Clean with a solvent. A second rinse with a solvent-based cleaner is recommended by some, and abhorred by others. It is recommended if the unit has been sitting long enough to be subject to corrosion and oxidation before repair and cleaning is attempted. Always use gloves and ensure good room ventilation when handling any solvent or alcohol based cleaners as some are known carcinogens.
If you suspect that your first rinse did not remove all of the residue, a chemical rinse of this kind may be worth the risk. The advantages of such a rinse are: there is only one substance to apply and remove; that substance, typically, evaporates; long drying times are not required. The disadvantage is that, if you use the wrong solvents, you can literally dissolve your computer.

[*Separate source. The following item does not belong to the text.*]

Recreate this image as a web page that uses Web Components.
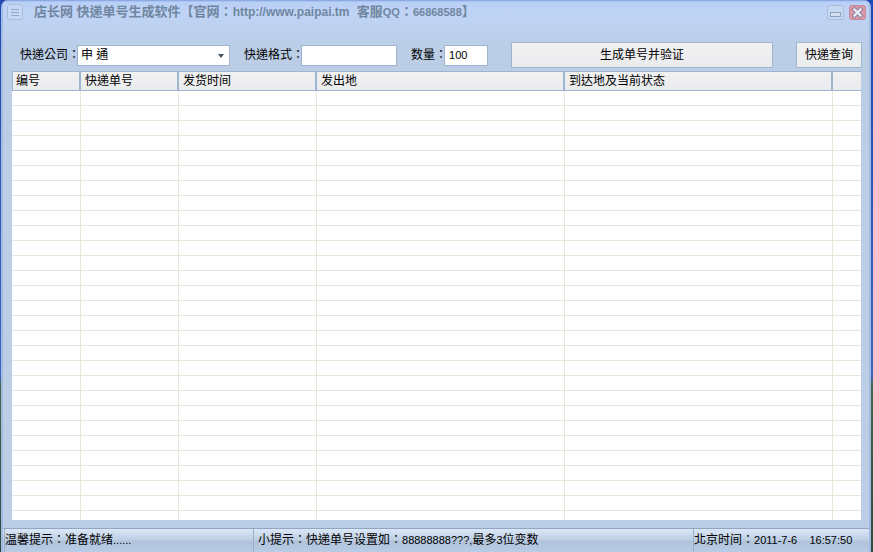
<!DOCTYPE html>
<html lang="zh">
<head>
<meta charset="utf-8">
<title>店长网 快递单号生成软件</title>
<style>
  html, body { height: 100%; }
  body { margin: 0; background: #2c50a4; font: 12px/16px "Liberation Sans", "Noto Sans CJK TC", sans-serif; font-feature-settings: "locl" 0; color: #000; }
  .url { font-size: 12px; }
  .latin { font-size: 11px; }
</style>
</head>
<body>
<app-window>
  <title-bar slot="title">店长网 快递单号生成软件【官网：<span class="url">http://www.paipai.tm</span>&nbsp; 客服<span class="latin">QQ</span>：<span class="latin">66868588</span>】</title-bar>
  <query-form></query-form>
  <order-grid></order-grid>
  <status-bar slot="status">
    <span slot="state">温馨提示：准备就绪<span class="latin">......</span></span>
    <span slot="hint">小提示：快递单号设置如：<span class="latin">88888888???,</span>最多<span class="latin">3</span>位变数</span>
    <span slot="clock">北京时间：<span class="latin">2011-7-6 &nbsp;&nbsp; 16:57:50</span></span>
  </status-bar>
</app-window>

<script>
  function define(name, html, setup) {
    const template = document.createElement('template');
    template.innerHTML = html;
    customElements.define(name, class extends HTMLElement {
      constructor() {
        super();
        this.attachShadow({ mode: 'open' });
        this.shadowRoot.appendChild(template.content.cloneNode(true));
        if (setup) setup(this.shadowRoot);
      }
    });
  }

  // Outer frame: title on top, content in the middle, status bar at the bottom.
  define('app-window', `
    <style>
      :host { display: block; height: 100%; padding: 0 2px 0 1px; box-sizing: border-box; background: linear-gradient(#2149b4, #3c67b8 68%, #41674f 70%, #2d4a3e); }
      .frame { display: flex; flex-direction: column; box-sizing: border-box; height: 100%; border: solid #a3bbe2; border-width: 0 2px; background: linear-gradient(#7d9fe0 0, #b9cff6 2px, #bfd3f6 12px, #bbcee6 50px, #bbcee6 100%); border-radius: 7px 7px 0 0; }
      .content { flex: 1; display: flex; flex-direction: column; min-height: 0; padding: 0 7px 8px 9px; }
    </style>
    <div class="frame">
      <slot name="title"></slot>
      <div class="content"><slot></slot></div>
      <slot name="status"></slot>
    </div>
  `);

  define('title-bar', `
    <style>
      :host { display: block; }
      header { display: flex; align-items: center; height: 24px; padding: 0 3px 0 4px; color: #6f869f; }
      h1 { flex: 1; margin: 0 0 0 10px; font-size: 13px; line-height: 24px; white-space: pre; }
      button { width: 17px; height: 16px; padding: 0; border: 0; background: none; }
      .min { margin-right: 5px; }
      svg { display: block; }
    </style>
    <header>
      <button class="menu" type="button" aria-label="菜单">
        <svg width="16" height="16" viewBox="0 0 16 16" fill="none"><rect x=".5" y=".5" width="15" height="15" rx="2.5" fill="#c5d7f3" stroke="#a9bddb"/><path d="M4 5.5h8M4 8.5h8M4 11.5h8" stroke="#94aac9"/></svg>
      </button>
      <h1><slot></slot></h1>
      <button class="min" type="button" aria-label="最小化">
        <svg width="17" height="16" viewBox="0 0 17 16" fill="none"><rect x=".5" y="1.5" width="16" height="14" rx="2.5" fill="#c6d8f0" stroke="#a9bddb"/><rect x="3.5" y="8.5" width="10" height="4" fill="#d3e0f2" stroke="#8ba2c0"/></svg>
      </button>
      <button class="close" type="button" aria-label="关闭">
        <svg width="17" height="16" viewBox="0 0 17 16" fill="none"><rect x=".5" y="1.5" width="16" height="14" rx="2.5" fill="#d999a8" stroke="#c98797"/><path d="M5.5 5.5l6 6M11.5 5.5l-6 6" stroke="#90809b" stroke-width="4.4" stroke-linecap="square"/><path d="M5.5 5.5l6 6M11.5 5.5l-6 6" stroke="#e6ebf5" stroke-width="2.4" stroke-linecap="square"/></svg>
      </button>
    </header>
  `);

  define('query-form', `
    <style>
      :host { display: block; }
      form { display: flex; align-items: center; gap: 14px; margin: 18px 0 3px; padding-left: 8px; }
      .field { display: flex; align-items: center; white-space: nowrap; }
      .field label { margin-right: -3px; }
      input, select, button { box-sizing: border-box; font: inherit; color: inherit; margin: 0; border: 1px solid #9db5d0; border-radius: 0; }
      input, select { height: 21px; padding: 0 4px; background: #fff; }
      input { font-size: 11px; }
      .pick { position: relative; }
      select { width: 153px; padding: 0 3px; appearance: none; display: block; }
      .pick svg { position: absolute; right: 6px; top: 9px; pointer-events: none; }
      .format { width: 96px; }
      .count { width: 44px; }
      button { height: 26px; padding: 0 8px; border-radius: 1px; background: linear-gradient(#f1f1f2, #eaebed); white-space: nowrap; }
      .make { flex: 1; margin: 0 9px; }
    </style>
    <form>
      <div class="field">
        <label for="company">快递公司：</label>
        <div class="pick">
          <select id="company"><option>申 通</option></select>
          <svg width="6" height="4" viewBox="0 0 6 4"><path d="M0 0h6L3 4z" fill="#44525f"/></svg>
        </div>
      </div>
      <div class="field">
        <label for="format">快递格式：</label>
        <input class="format" id="format" type="text">
      </div>
      <div class="field">
        <label for="count">数量：</label>
        <input class="count" id="count" type="text" value="100">
      </div>
      <button class="make" type="button">生成单号并验证</button>
      <button type="button">快递查询</button>
    </form>
  `);

  define('order-grid', `
    <style>
      :host { display: block; flex: 1; min-height: 0; overflow: hidden; background: #fff; margin-right: 1px; }
      table { width: 100%; table-layout: fixed; border-collapse: separate; border-spacing: 0; }
      th, td { box-sizing: border-box; padding: 0; }
      th { height: 20px; padding-left: 4px; text-align: left; font-weight: normal; line-height: 16px; white-space: nowrap; background: linear-gradient(#f1f1f2, #eaebed); border: 1px solid #9db5d0; border-left-width: 0; border-right-width: 2px; }
      th:first-child { border-left-width: 1px; padding-left: 3px; }
      th:last-child { border-right: 0; }
      td { height: 15px; border-right: 1px solid #e6e7d8; border-bottom: 1px solid #e6e7d8; }
      td:last-child { border-right: 0; }
      .c1 { width: 69px; } .c2 { width: 98px; } .c3 { width: 138px; } .c4 { width: 248px; } .c6 { width: 28px; }
    </style>
    <table>
      <colgroup><col class="c1"><col class="c2"><col class="c3"><col class="c4"><col><col class="c6"></colgroup>
      <thead><tr><th>编号</th><th>快递单号</th><th>发货时间</th><th>发出地</th><th>到达地及当前状态</th><th></th></tr></thead>
      <tbody></tbody>
    </table>
  `, root => {
    // empty rows fill the list, the host clips what is left over
    root.querySelector('tbody').innerHTML = ('<tr>' + '<td></td>'.repeat(6) + '</tr>').repeat(29);
  });

  define('status-bar', `
    <style>
      :host { display: block; }
      footer { display: flex; height: 23px; padding-left: 1px; border-top: 1px solid #8fa5c2; background: linear-gradient(#dbe7f6, #bfd0e4 45%, #b0c3db 55%, #b9cce6); }
      div { box-sizing: border-box; padding-top: 3px; white-space: pre; border-left: 1px solid #9aaec8; }
      .state { width: 249px; }
      .hint { flex: 1; padding-left: 4px; }
      .clock { width: 176px; }
    </style>
    <footer><div class="state"><slot name="state"></slot></div><div class="hint"><slot name="hint"></slot></div><div class="clock"><slot name="clock"></slot></div></footer>
  `);
</script>
</body>
</html>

Buy and use 99% (not 90%) isopropyl alcohol. Never, ever use gasoline or acetone to clean computer parts.
Using a cotton swab and/or soft toothbrush, carefully rub or wipe each component of the board, until it is clean.
Try flux remover, a spray-on can available in electronics stores, rather than isopropyl alcohol.
The damage does not happen when the laptop gets wet, the damage occurs when the current from the battery short circuits due to the water which can really put you out a couple hundred dollars. Make sure the laptop is absolutely dry before turning it back on.
Put the laptop back together, and test it to see if it is working.
If the laptop doesn’t turn on, take it to a customer service center.